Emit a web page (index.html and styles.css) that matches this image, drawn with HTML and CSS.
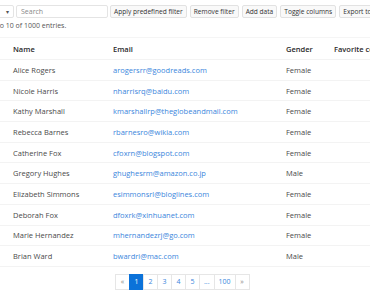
FILE: index.html
```html
<!DOCTYPE html>
<html lang="en">
<head>
  <meta charset="UTF-8">
  <title>Grid</title>
  <link rel="stylesheet" href="styles.css">
</head>
<body>

<div class="wrap">
  <div class="toolbar">
    <div class="select">10 <span class="caret">&#9662;</span></div>
    <input class="search" type="text" placeholder="Search">
    <button class="btn">Apply predefined filter</button>
    <button class="btn">Remove filter</button>
    <button class="btn">Add data</button>
    <button class="btn">Toggle columns</button>
    <button class="btn">Export to CSV</button>
  </div>
  <div class="info">Showing 1 to 10 of 1000 entries.</div>

  <table class="grid">
    <thead>
      <tr><th class="c-name">Name</th><th class="c-email">Email</th><th class="c-gender">Gender</th><th class="c-color">Favorite color</th></tr>
    </thead>
    <tbody id="rows"></tbody>
  </table>

  <div class="pager">
    <span class="pg">&laquo;</span>
    <span class="pg active">1</span>
    <span class="pg">2</span>
    <span class="pg">3</span>
    <span class="pg">4</span>
    <span class="pg">5</span>
    <span class="pg">...</span>
    <span class="pg">100</span>
    <span class="pg">&raquo;</span>
  </div>
</div>

<script>
const people = [
  ["Alice Rogers", "arogersrr@goodreads.com", "Female"],
  ["Nicole Harris", "nharrisrq@baidu.com", "Female"],
  ["Kathy Marshall", "kmarshallrp@theglobeandmail.com", "Female"],
  ["Rebecca Barnes", "rbarnesro@wikia.com", "Female"],
  ["Catherine Fox", "cfoxrn@blogspot.com", "Female"],
  ["Gregory Hughes", "ghughesrm@amazon.co.jp", "Male"],
  ["Elizabeth Simmons", "esimmonsrl@bloglines.com", "Female"],
  ["Deborah Fox", "dfoxrk@xinhuanet.com", "Female"],
  ["Marie Hernandez", "mhernandezrj@go.com", "Female"],
  ["Brian Ward", "bwardri@mac.com", "Male"]
];

const body = document.getElementById("rows");
people.forEach(p => {
  const tr = document.createElement("tr");
  tr.innerHTML = "<td>" + p[0] + "</td><td><a href=\"#\">" + p[1] + "</a></td><td>" + p[2] + "</td><td></td>";
  body.appendChild(tr);
});
</script>
</body>
</html>
```

FILE: styles.css
```css
* { box-sizing: border-box; }
body {
  margin: 0;
  font-family: 'Open Sans', 'Noto Sans', sans-serif;
  font-size: 7.5px;
  color: #4a4a4a;
  background: #fff;
  overflow: hidden;
}
.wrap {
  margin-left: -30px;
  width: 480px;
}
.toolbar {
  display: flex;
  align-items: center;
  gap: 2px;
  padding-top: 5px;
}
.toolbar > * { flex-shrink: 0; }
.select {
  width: 44px;
  height: 13px;
  border: 1px solid #e4e4e4;
  border-radius: 2px;
  display: flex;
  justify-content: space-between;
  align-items: center;
  padding: 0 4px;
  font-size: 7px;
  color: #555;
}
.caret { font-size: 6px; color: #555; }
.search {
  width: 92px;
  height: 13px;
  border: 1px solid #e4e4e4;
  border-radius: 2px;
  font-family: inherit;
  font-size: 7px;
  padding: 0 4px;
  outline: none;
}
.search::placeholder { color: #888; }
.btn {
  height: 13px;
  border: 1px solid #e2e2e2;
  border-radius: 2px;
  background: #f9f9f9;
  font-family: inherit;
  font-size: 6.6px;
  color: #333;
  padding: 0 3px;
  margin: 0 1px 0 0;
  white-space: nowrap;
}
.info {
  padding-top: 3px;
  margin-left: -8px;
  font-size: 7px;
  color: #555;
}
.grid {
  border-collapse: collapse;
  table-layout: fixed;
  width: 411px;
  margin-top: 7px;
  margin-left: 30px;
}
.grid th, .grid td {
  text-align: left;
  padding: 0 0 0 13px;
  height: 20.7px;
  border-bottom: 1px solid #f3f3f3;
  white-space: nowrap;
  overflow: hidden;
}
.grid th {
  font-weight: 600;
  color: #2a2a2a;
  height: 22px;
  border-top: 1px solid #f5f5f5;
}
.c-name { width: 100px; }
.c-email { width: 173px; }
.c-gender { width: 48px; }
.c-color { width: 90px; }
.grid a { color: #3a86dc; text-decoration: none; }
.pager {
  display: flex;
  margin: 7px 0 0 146px;
}
.pg {
  min-width: 15px;
  height: 16px;
  padding: 0 4px;
  border: 1px solid #e6e6e6;
  margin-left: -1px;
  display: flex;
  align-items: center;
  justify-content: center;
  color: #3a86dc;
  font-size: 7px;
}
.pg:first-child, .pg:last-child { color: #888; }
.pg.active {
  background: #0b72d9;
  border-color: #0b72d9;
  color: #fff;
}
```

--- --- ---

- **Requirements**
Only a number is wanted: how many lines of the material above hold "index"?

- **Response for this exercise**
2